What to do: Quote, line for line, the entries from the first through the one containing "import clsx from". Pictures are left out.

* START Data for the task *

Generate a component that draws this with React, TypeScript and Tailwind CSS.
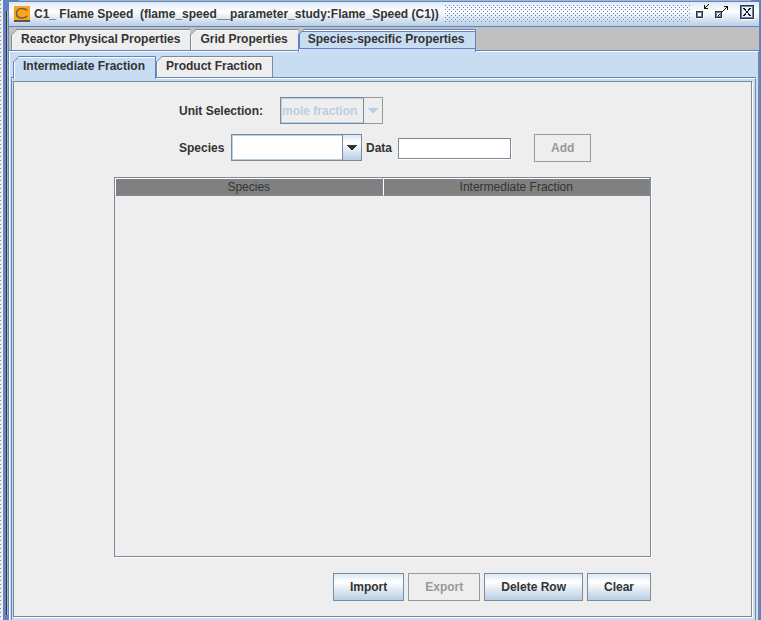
import React, { useState } from "react";
import clsx from "clsx";

const mainTabs = [
  "Reactor Physical Properties",
  "Grid Properties",
  "Species-specific Properties",
];
const fractionTabs = ["Intermediate Fraction", "Product Fraction"];

const TitleBar = () => {
  return (
    <header className="flex h-[25px] items-center border-b border-[#6382bf] bg-linear-to-b from-[#dce9f5] via-white via-40% to-[#b8cfe5] pr-1 pl-[5px]">
      {/* App logo */}
      <svg width="16" height="16" viewBox="0 0 16 16" className="shrink-0" aria-hidden="true">
        <rect width="16" height="16" fill="#fba31c" />
        <rect y="14" width="16" height="2" fill="#5c5548" />
        <path
          d="M13 4.500C12 3 10.500 2.500 8 2.500C4.500 2.500 2.500 4.500 2.500 7.200C2.500 10 4.500 12 8 12C10.500 12 12 11.300 13 10"
          fill="none"
          stroke="#75604a"
          strokeWidth="1.600"
        />
      </svg>
      <h1 className="ml-1 w-[405px] overflow-hidden text-xs font-bold whitespace-pre">
        C1_ Flame Speed  (flame_speed__parameter_study:Flame_Speed (C1))
      </h1>
      <svg className="mr-[6px] ml-[6px] h-[18px] w-0 flex-1" aria-hidden="true">
        <defs>
          <pattern id="bumps" width="4" height="4" patternUnits="userSpaceOnUse">
            <path d="M0 0h1v1h-1zM2 2h1v1h-1z" fill="#6382bf" />
          </pattern>
        </defs>
        <rect width="100%" height="18" fill="url(#bumps)" />
      </svg>
      <div className="flex shrink-0 items-start self-start pt-[2px]">
        <button type="button" aria-label="Minimize" className="mr-[5px]">
          <svg width="14" height="16" viewBox="0 0 14 16" shapeRendering="crispEdges" className="block">
            <path d="M1 8h7v7h-7z" fill="#fff" />
            <path d="M0 7h7v7h-7z" fill="#333" />
            <path d="M1 8h5v5h-5z" fill="#6382bf" />
            <path d="M2 9h3v3h-3z" fill="#fff" />
            <path d="M8 1h1v3h3v1h-4zM9 3h1v1h-1zM10 2h1v1h-1zM11 1h1v1h-1zM12 0h1v1h-1z" fill="#111" />
          </svg>
        </button>
        <button type="button" aria-label="Maximize" className="mr-[11px]">
          <svg width="14" height="16" viewBox="0 0 14 16" shapeRendering="crispEdges" className="block">
            <path d="M1 8h7v7h-7z" fill="#fff" />
            <path d="M0 7h7v7h-7z" fill="#333" />
            <path d="M1 8h5v5h-5z" fill="#6382bf" />
            <path d="M2 9h3v3h-3z" fill="#fff" />
            <path
              d="M9 2h4v4h-1v-3h-3zM11 3h1v1h-1zM10 4h1v1h-1zM9 5h1v1h-1zM8 6h1v1h-1zM7 7h1v1h-1zM4 10h1v1h-1zM3 11h1v1h-1z"
              fill="#111"
            />
          </svg>
        </button>
        <button type="button" aria-label="Close" className="mt-px">
          <svg width="15" height="15" viewBox="0 0 15 15" shapeRendering="crispEdges" className="block">
            <path d="M1 1h14v14h-14z" fill="#fff" />
            <path d="M0 0h14v14h-14z" fill="#333" />
            <path d="M1 1h12v12h-12z" fill="#6382bf" />
            <path d="M2 2h10v10h-10z" fill="#e9f1fa" />
            <path
              d="M3 3h2v1h-2zM4 4h2v1h-2zM5 5h1v1h-1zM6 6h2v2h-2zM5 8h1v1h-1zM4 9h2v1h-2zM3 10h2v1h-2zM9 3h2v1h-2zM8 4h2v1h-2zM8 5h1v1h-1zM8 8h1v1h-1zM8 9h2v1h-2zM9 10h2v1h-2z"
              fill="#111"
            />
          </svg>
        </button>
      </div>
    </header>
  );
};

interface TabProps {
  label: string;
  selected: boolean;
  last: boolean;
  focused?: boolean;
  // Colour behind the cut-off corner
  corner: string;
  onSelect: () => void;
}

const Tab = ({ label, selected, last, focused = false, corner, onSelect }: TabProps) => {
  const line = selected ? "#6382bf" : "#7a8a99";

  return (
    <button
      type="button"
      role="tab"
      aria-selected={selected}
      onClick={onSelect}
      className={clsx(
        "relative flex items-start border-t border-l pt-px pr-[10px] pl-[9px] text-xs font-bold whitespace-nowrap",
        selected
          ? "-mb-[2px] h-[23px] border-[#6382bf] bg-[#c8ddf2] shadow-[inset_1px_1px_0_#ffffff]"
          : "h-[21px] border-[#7a8a99] bg-[#eeeeee] shadow-[inset_1px_1px_0_#f8f8f8]",
        (last || selected) && "border-r"
      )}
    >
      {label}
      {focused && (
        <span className="pointer-events-none absolute inset-x-0 top-px bottom-[3px] border-y border-l border-[#6382bf]" />
      )}
      <svg width="6" height="6" viewBox="0 0 6 6" className="absolute -top-px -left-px" aria-hidden="true">
        <path d="M0 0h6L0 6z" fill={corner} />
        <path d="M0.500 6L6 0.500" stroke={line} />
      </svg>
    </button>
  );
};

interface ComboBoxProps {
  id: string;
  options: string[];
  disabled?: boolean;
  width: string;
}

const ComboBox = ({ id, options, disabled = false, width }: ComboBoxProps) => (
  <div className={clsx("relative h-[27px] self-start", width)}>
    <select
      id={id}
      disabled={disabled}
      className={clsx(
        "h-full w-full appearance-none border border-[#7a8a99] pr-5 pl-px text-xs font-bold opacity-100 shadow-[inset_0_0_0_1px_#b8cfe5] outline-none",
        disabled ? "bg-[#eeeeee] text-[#b8cfe5]" : "bg-white text-[#333333]"
      )}
    >
      {options.map((option) => (
        <option key={option}>{option}</option>
      ))}
    </select>
    <span
      className={clsx(
        "pointer-events-none absolute inset-y-0 right-0 flex w-5 items-center justify-center border",
        disabled
          ? "border-[#999999] border-l-[#7a8a99] bg-[#eeeeee] text-[#b8cfe5]"
          : "border-[#7a8a99] bg-linear-to-b from-[#dde8f3] via-white via-30% to-[#b8cfe5] text-[#333333]"
      )}
    >
      <svg width="10" height="5" viewBox="0 0 10 5" shapeRendering="crispEdges" aria-hidden="true">
        <path d="M0 0h10v1h-1v1h-1v1h-1v1h-1v1h-2v-1h-1v-1h-1v-1h-1v-1h-1z" fill="currentColor" />
      </svg>
    </span>
  </div>
);

const Button = ({ className, ...props }: React.ButtonHTMLAttributes<HTMLButtonElement>) => (
  <button
    type="button"
    className={clsx(
      "h-7 border border-[#7a8a99] bg-linear-to-b from-[#dde8f3] via-white via-30% to-[#b8cfe5] px-4 text-xs font-bold",
      "disabled:border-[#999999] disabled:bg-none disabled:text-[#999999]",
      className
    )}
    {...props}
  />
);

const FractionPanel = () => {
  const [value, setValue] = useState("");

  return (
    <div className="flex flex-1 flex-col border border-[#7a8a99] bg-[#eeeeee] px-[100px] py-[15px] shadow-[1px_1px_0_#ffffff]">
      <div className="flex items-center pl-[65px] text-xs font-bold">
        <label htmlFor="unit" className="w-[101px]">
          Unit Selection:
        </label>
        <ComboBox id="unit" options={["mole fraction"]} disabled width="w-[103px]" />
      </div>

      <div className="mt-[10px] flex items-center pl-[65px] text-xs font-bold">
        <label htmlFor="species" className="w-[52px]">
          Species
        </label>
        <ComboBox id="species" options={[""]} width="w-[131px]" />
        <label htmlFor="data" className="ml-1 w-8">
          Data
        </label>
        <input
          id="data"
          type="text"
          value={value}
          onChange={(e) => setValue(e.target.value)}
          className="h-[21px] w-[113px] border border-[#7a8a99] bg-white px-1 font-normal shadow-[1px_1px_0_#ffffff] outline-none"
        />
        <Button disabled className="ml-[23px]">
          Add
        </Button>
      </div>

      <div className="mt-[15px] flex-1 border border-[#7a8a99] shadow-[1px_1px_0_#ffffff]">
        <table className="w-full table-fixed border-separate border-spacing-0 text-xs">
          <thead>
            <tr className="bg-[#808080]">
              <th className="h-[18px] border-t border-r border-b border-l border-t-white border-r-[#7a8a99] border-b-[#7a8a99] border-l-white p-0 font-normal">
                Species
              </th>
              <th className="h-[18px] border-t border-r border-b border-l border-t-white border-r-[#7a8a99] border-b-[#7a8a99] border-l-white p-0 font-normal">
                Intermediate Fraction
              </th>
            </tr>
          </thead>
          <tbody />
        </table>
      </div>

      <div className="mt-4 flex justify-end gap-1">
        <Button>Import</Button>
        <Button disabled>Export</Button>
        <Button>Delete Row</Button>
        <Button>Clear</Button>
      </div>
    </div>
  );
};

export default function App() {
  const [tab, setTab] = useState(mainTabs[2]);
  const [fractionTab, setFractionTab] = useState(fractionTabs[0]);

  return (
    <div className="flex min-h-screen bg-[#6382bf] font-['Liberation_Sans',sans-serif] text-[#333333]">
      {/* Split pane divider and window frame on the left */}
      <div className="w-[3px] bg-[#eeeeee]">
        <div className="h-full w-px bg-[repeating-linear-gradient(#7a8a99_0_1px,#eeeeee_1px_4px)]" />
      </div>
      <div className="flex w-[6px] pt-[11px] pb-[5px] pl-[3px]">
        <div className="w-px bg-[#333333]" />
        <div className="w-px bg-[#a3b8cc]" />
      </div>

      <main className="mr-[2px] flex min-w-0 flex-1 flex-col">
        <div className="mr-2 mb-px ml-[10px] h-px bg-[#a3b8cc]" />
        <TitleBar />

        <div role="tablist" className="flex items-start border-b border-[#6382bf] bg-[#c0c0c0] pt-[2px] pl-[2px]">
          {mainTabs.map((name, i) => (
            <Tab
              key={name}
              label={name}
              selected={name === tab}
              focused={name === tab}
              last={i === mainTabs.length - 1}
              corner="#c0c0c0"
              onSelect={() => setTab(name)}
            />
          ))}
        </div>

        <div className="flex flex-1 flex-col border-t border-r border-l border-t-white border-r-[#7a8a99] border-l-white bg-[#c8ddf2] pr-[2px] pl-px">
          <div role="tablist" className="flex items-start border-b border-[#6382bf] pt-1 pl-[2px]">
            {fractionTabs.map((name, i) => (
              <Tab
                key={name}
                label={name}
                selected={name === fractionTab}
                last={i === fractionTabs.length - 1}
                corner="#c8ddf2"
                onSelect={() => setFractionTab(name)}
              />
            ))}
          </div>

          <div className="flex flex-1 flex-col border-t border-r border-l border-t-white border-r-[#7a8a99] border-l-[#6382bf] pt-[2px] pr-[3px] pb-[3px] pl-px">
            <FractionPanel />
          </div>
        </div>
      </main>
    </div>
  );
}
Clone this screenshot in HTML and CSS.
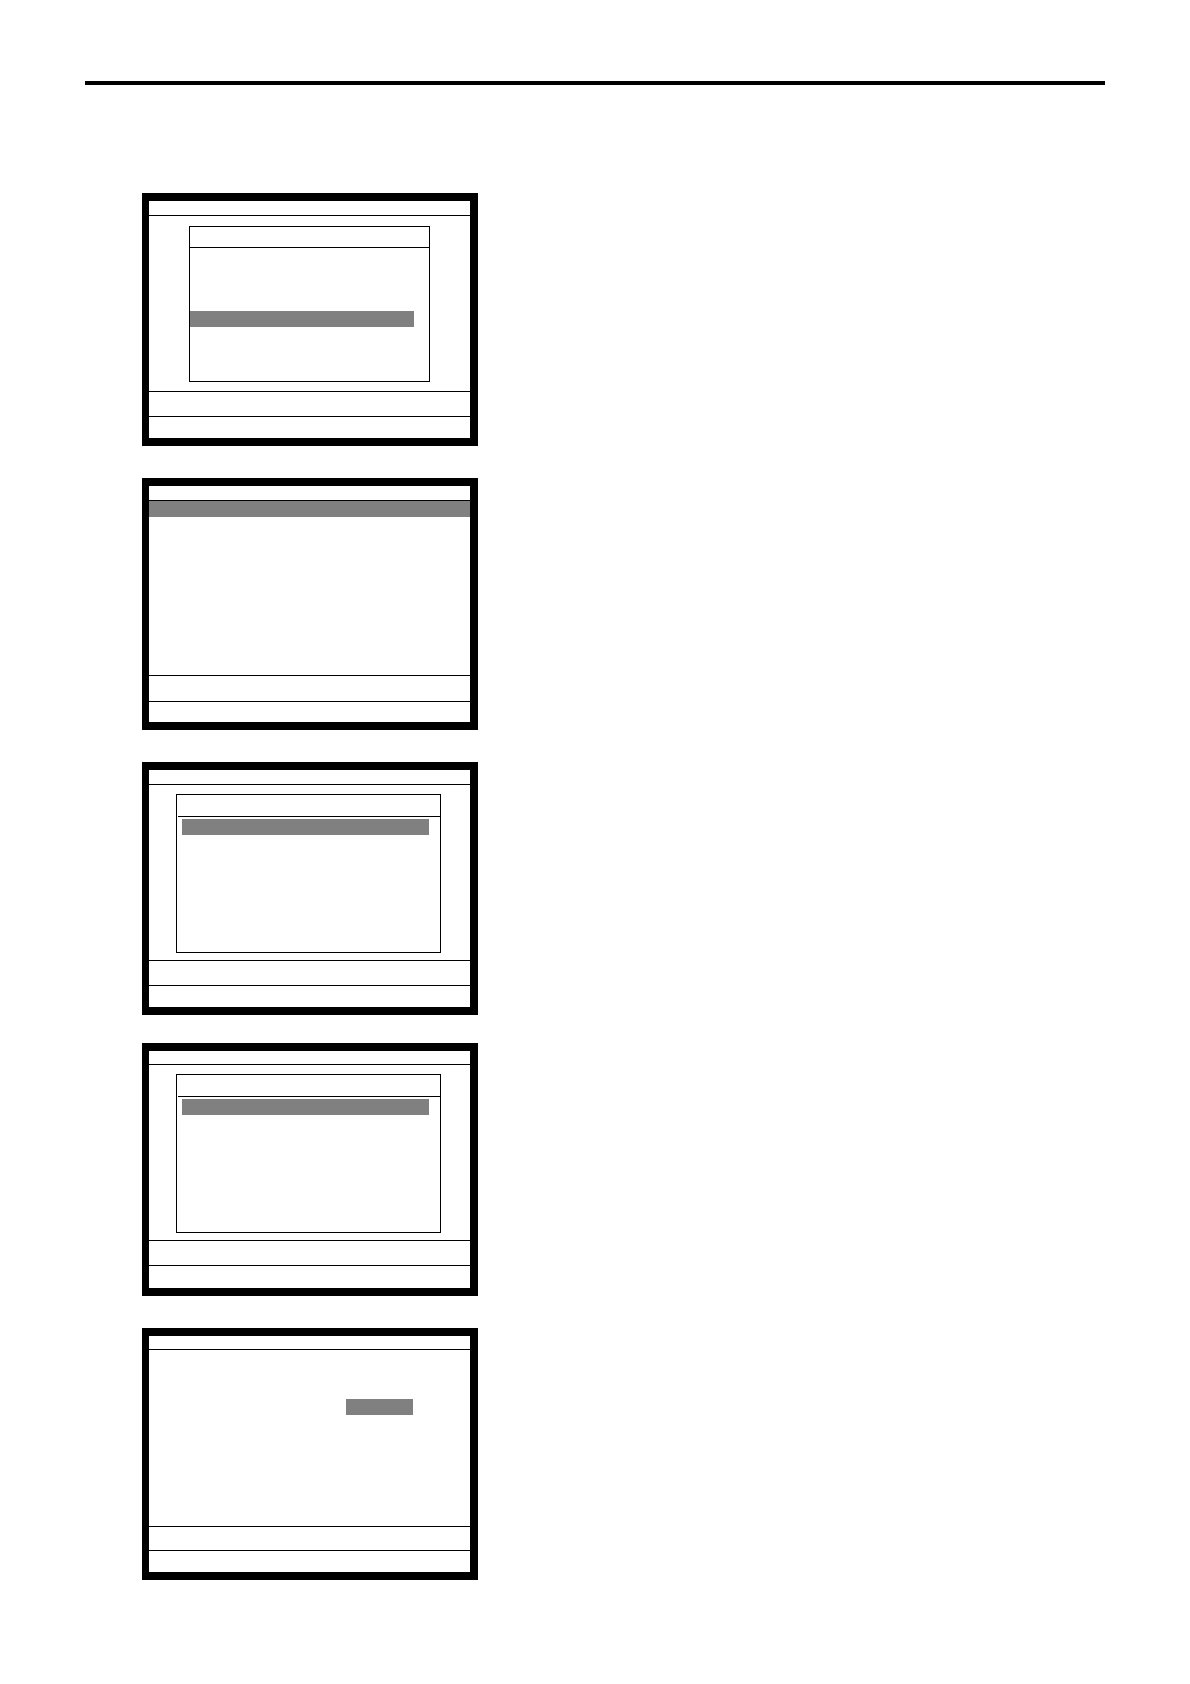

* END Data for the task *

Solution to the problem:
Generate a component that draws this with React, TypeScript and Tailwind CSS.
import React, { useState } from "react";
import clsx from "clsx";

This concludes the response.